# Provided material start
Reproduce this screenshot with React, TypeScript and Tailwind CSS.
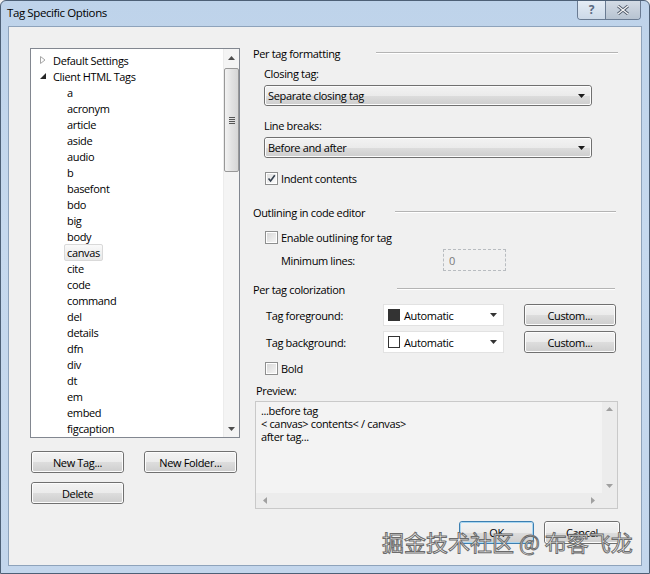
import React from "react";

const TAGS = [
  "a","acronym","article","aside","audio","b","basefont","bdo","big","body","canvas","cite","code","command","del","details","dfn","div","dt","em","embed","figcaption",
];

function Tri({ dir, cls = "fill-[#4d4d4d]" }: { dir: "up" | "down" | "left" | "right"; cls?: string }) {
  const pts =
    dir === "up" ? "0,4 3.5,0 7,4" : dir === "down" ? "0,0 7,0 3.5,4" : dir === "left" ? "4,0 4,7 0,3.5" : "0,0 4,3.5 0,7";
  const w = dir === "up" || dir === "down" ? 7 : 4;
  const h = dir === "up" || dir === "down" ? 4 : 7;
  return (
    <svg width={w} height={h} viewBox={`0 0 ${w} ${h}`} className={cls}>
      <polygon points={pts} />
    </svg>
  );
}

function Win7Button({ w, h = 22, label, def = false }: { w: number; h?: number; label: string; def?: boolean }) {
  return (
    <div
      style={{ width: w, height: h }}
      className={`rounded-[3px] border ${def ? "border-[#3c7fb1]" : "border-[#707070]"}`}
    >
      <div
        className={`w-full h-full rounded-[2px] flex items-center justify-center ${
          def ? "border border-[#a9d6f1]" : "border border-[#fcfcfc]"
        } bg-[linear-gradient(to_bottom,#f2f2f2_0%,#ebebeb_50%,#dddddd_51%,#cfcfcf_100%)]`}
      >
        <span className="leading-none">{label}</span>
      </div>
    </div>
  );
}

function Combo({ w, label }: { w: number; label: string }) {
  return (
    <div style={{ width: w }} className="h-[21px] rounded-[3px] border border-[#707070]">
      <div className="w-full h-full rounded-[2px] border border-[#fcfcfc] flex items-center pl-[2px] pr-[5px] bg-[linear-gradient(to_bottom,#f2f2f2_0%,#ebebeb_50%,#dddddd_51%,#cfcfcf_100%)]">
        <span className="flex-1 leading-none">{label}</span>
        <Tri dir="down" cls="fill-[#1a1a1a]" />
      </div>
    </div>
  );
}

function ColorCombo({ dark, label }: { dark: boolean; label: string }) {
  return (
    <div className="w-[121px] h-[22px] border border-[#e2e2e2] bg-white flex items-center pl-[4px] pr-[6px]">
      <div className={`w-[12px] h-[12px] border ${dark ? "bg-[#333333] border-[#333333]" : "bg-white border-[#333333]"}`} />
      <span className="ml-[4px] flex-1 leading-none">{label}</span>
      <Tri dir="down" cls="fill-[#333333]" />
    </div>
  );
}

function CheckBox({ checked, label, disabled = false }: { checked: boolean; label: string; disabled?: boolean }) {
  return (
    <div className="flex items-center">
      <div className="w-[13px] h-[13px] border border-[#8e8f8f] bg-white p-px">
        <div
          className={`w-full h-full flex items-center justify-center ${
            disabled ? "bg-[linear-gradient(135deg,#d8d8d8,#f4f4f4)]" : "bg-[linear-gradient(135deg,#e0e0e0,#fbfbfb)]"
          }`}
        >
          {checked && (
            <svg width="9" height="9" viewBox="0 0 9 9">
              <path d="M1.5 4.5 L3.6 7 L7.8 1.2" fill="none" stroke="#34404f" strokeWidth="1.6" />
            </svg>
          )}
        </div>
      </div>
      <span className="ml-[3px] leading-none">{label}</span>
    </div>
  );
}

function Header({ label, textW, lineW }: { label: string; textW: number; lineW: number }) {
  return (
    <div className="h-[16px] flex items-center">
      <div style={{ width: textW }} className="pl-px leading-none">
        {label}
      </div>
      <div style={{ width: lineW }} className="h-[2px] border-t border-[#b4b4b4] border-b border-b-white" />
    </div>
  );
}

export default function App() {
  return (
    <div className="w-[650px] h-[574px] overflow-hidden bg-[#f0f0f0]">
      <div className="relative w-[650px] h-[574px] flex flex-col border border-[#4d6076] rounded-t-[6px] bg-[linear-gradient(to_bottom,#bed3ea,#c6d9ee_40%,#c3d6ec)] font-['Open_Sans',sans-serif] text-[11px] tracking-[-0.35px] text-black">
        {/* Title bar */}
        <div className="h-[25px] flex items-start shrink-0">
          <div className="pl-[6px] pt-[6px] text-[11.5px] tracking-[-0.4px] leading-none">Tag Specific Options</div>
          <div className="ml-auto mr-[8px] flex h-[19px] border border-t-0 border-[#6a7b92] rounded-b-[4px] overflow-hidden">
            <div className="w-[28px] flex items-center justify-center bg-[linear-gradient(to_bottom,#e4ecf5,#ccd9e8)] border-r border-[#6a7b92] text-[#5a6a80] font-bold text-[12px] leading-none">
              ?
            </div>
            <div className="w-[34px] flex items-center justify-center bg-[linear-gradient(to_bottom,#d3dbe5,#b7c3d1)]">
              <svg width="12" height="10" viewBox="0 0 12 10">
                <path d="M1 1 L11 9 M11 1 L1 9" stroke="#4a5566" strokeWidth="3" />
                <path d="M1 1 L11 9 M11 1 L1 9" stroke="#f4f4f4" strokeWidth="1.4" />
              </svg>
            </div>
          </div>
        </div>

        {/* Client area */}
        <div className="mx-[7px] mb-[7px] flex-1 border border-[#8ea3bb] bg-[#f0f0f0] flex">
          {/* Left column */}
          <div className="ml-[21px] mt-[21px] w-[210px] flex flex-col">
            <div className="h-[390px] border border-[#828790] bg-white flex">
              <div className="flex-1 pt-[3px]">
                <div className="h-[16px] flex items-center pl-[9px]">
                  <svg width="6" height="8" viewBox="0 0 6 8">
                    <polygon points="0.5,0.5 5,4 0.5,7.5" fill="none" stroke="#a6a6a6" />
                  </svg>
                  <span className="ml-[7px] leading-none">Default Settings</span>
                </div>
                <div className="h-[16px] flex items-center pl-[9px]">
                  <svg width="6" height="6" viewBox="0 0 6 6">
                    <polygon points="6,0 6,6 0,6" fill="#262626" />
                  </svg>
                  <span className="ml-[7px] leading-none">Client HTML Tags</span>
                </div>
                {TAGS.map((t) => (
                  <div key={t} className="h-[16px] flex items-center pl-[36px]">
                    {t === "canvas" ? (
                      <span className="-ml-[3px] h-[17px] px-[2px] flex items-center border border-[#d9d9d9] rounded-[2px] bg-[linear-gradient(to_bottom,#fafafa,#e8e8e8)] leading-none">
                        {t}
                      </span>
                    ) : (
                      <span className="leading-none">{t}</span>
                    )}
                  </div>
                ))}
              </div>
              {/* scrollbar */}
              <div className="w-[16px] bg-[#f4f4f4] border-l border-[#ececec] flex flex-col items-center">
                <div className="h-[17px] flex items-center justify-center">
                  <Tri dir="up" />
                </div>
                <div className="mt-[2px] w-[15px] h-[104px] rounded-[2px] border border-[#989898] bg-[linear-gradient(to_right,#f2f2f2,#e2e2e2_50%,#d6d6d6)] flex items-center justify-center">
                  <div className="flex flex-col gap-[1px]">
                    <div className="w-[6px] h-px bg-[#555]" />
                    <div className="w-[6px] h-px bg-[#555]" />
                    <div className="w-[6px] h-px bg-[#555]" />
                    <div className="w-[6px] h-px bg-[#555]" />
                  </div>
                </div>
                <div className="flex-1" />
                <div className="h-[17px] flex items-center justify-center">
                  <Tri dir="down" />
                </div>
              </div>
            </div>
            <div className="mt-[13px] ml-px flex gap-[20px]">
              <Win7Button w={93} label="New Tag..." />
              <Win7Button w={93} label="New Folder..." />
            </div>
            <div className="mt-[9px] ml-px">
              <Win7Button w={93} label="Delete" />
            </div>
          </div>

          {/* Right column */}
          <div className="ml-[12px] mt-[18px] w-[368px] flex flex-col">
            <Header label="Per tag formatting" textW={124} lineW={242} />
            <div className="mt-[4px] h-[16px] flex items-center pl-[12px] leading-none">Closing tag:</div>
            <div className="mt-[4px] ml-[12px]">
              <Combo w={328} label="Separate closing tag" />
            </div>
            <div className="mt-[11px] h-[16px] flex items-center pl-[12px] leading-none">Line breaks:</div>
            <div className="mt-[4px] ml-[12px]">
              <Combo w={328} label="Before and after" />
            </div>
            <div className="mt-[12px] h-[16px] ml-[13px] flex items-center">
              <CheckBox checked label="Indent contents" />
            </div>

            <div className="mt-[18px]">
              <Header label="Outlining in code editor" textW={143} lineW={221} />
            </div>
            <div className="mt-[9px] h-[16px] ml-[13px] flex items-center">
              <CheckBox checked={false} disabled label="Enable outlining for tag" />
            </div>
            <div className="mt-[4px] h-[22px] flex items-center">
              <span className="ml-[29px] w-[162px] leading-none">Minimum lines:</span>
              <div className="w-[63px] h-[22px] border border-dashed border-[#b8bcc0] bg-[#f0f0f0] flex items-center pl-[5px] text-[#7a7a7a] leading-none">
                0
              </div>
            </div>

            <div className="mt-[10px]">
              <Header label="Per tag colorization" textW={145} lineW={218} />
            </div>
            <div className="mt-[7px] h-[22px] flex items-center">
              <span className="ml-[14px] w-[117px] leading-none">Tag foreground:</span>
              <ColorCombo dark label="Automatic" />
              <div className="ml-[20px]">
                <Win7Button w={92} label="Custom..." />
              </div>
            </div>
            <div className="mt-[5px] h-[22px] flex items-center">
              <span className="ml-[14px] w-[117px] leading-none">Tag background:</span>
              <ColorCombo dark={false} label="Automatic" />
              <div className="ml-[20px]">
                <Win7Button w={92} label="Custom..." />
              </div>
            </div>
            <div className="mt-[7px] h-[16px] ml-[13px] flex items-center">
              <CheckBox checked={false} disabled label="Bold" />
            </div>
            <div className="mt-[6px] h-[16px] flex items-center pl-[4px] leading-none">Preview:</div>
            <div className="mt-[3px] ml-[3px] w-[363px] h-[108px] border border-[#c9c9c9] bg-[#f3f3f3] flex flex-col">
              <div className="flex-1 flex">
                <div className="flex-1 pl-[5px] pt-[2px]">
                  <div className="h-[13px] flex items-center leading-none">...before tag</div>
                  <div className="h-[13px] flex items-center leading-none">&lt; canvas&gt; contents&lt; / canvas&gt;</div>
                  <div className="h-[13px] flex items-center leading-none">after tag...</div>
                </div>
                <div className="w-[15px] bg-[#ececec] flex flex-col items-center justify-between py-[5px]">
                  <Tri dir="up" cls="fill-[#a0a0a0]" />
                  <Tri dir="down" cls="fill-[#a0a0a0]" />
                </div>
              </div>
              <div className="h-[15px] bg-[#ececec] flex items-center justify-between pl-[7px] pr-[22px]">
                <Tri dir="left" cls="fill-[#a0a0a0]" />
                <Tri dir="right" cls="fill-[#a0a0a0]" />
              </div>
            </div>
            <div className="mt-[12px] flex justify-end gap-[10px]">
              <Win7Button w={75} h={23} label="OK" def />
              <Win7Button w={76} h={23} label="Cancel" />
            </div>
          </div>
        </div>

        {/* watermark */}
        <div className="absolute left-[381px] top-[529px] text-[22px] leading-none tracking-normal text-white font-['Noto_Sans_CJK_SC',sans-serif] [-webkit-text-stroke:1px_#6b6b6b] whitespace-nowrap">
          掘金技术社区 @ 布客飞龙
        </div>
      </div>
    </div>
  );
}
# Provided material end
Your goal: Your task is to restate word for word the lines from the top of the data to the line containing "import React from", both ends included, with every picture left out.

The response:
Reproduce this screenshot with React, TypeScript and Tailwind CSS.
import React from "react";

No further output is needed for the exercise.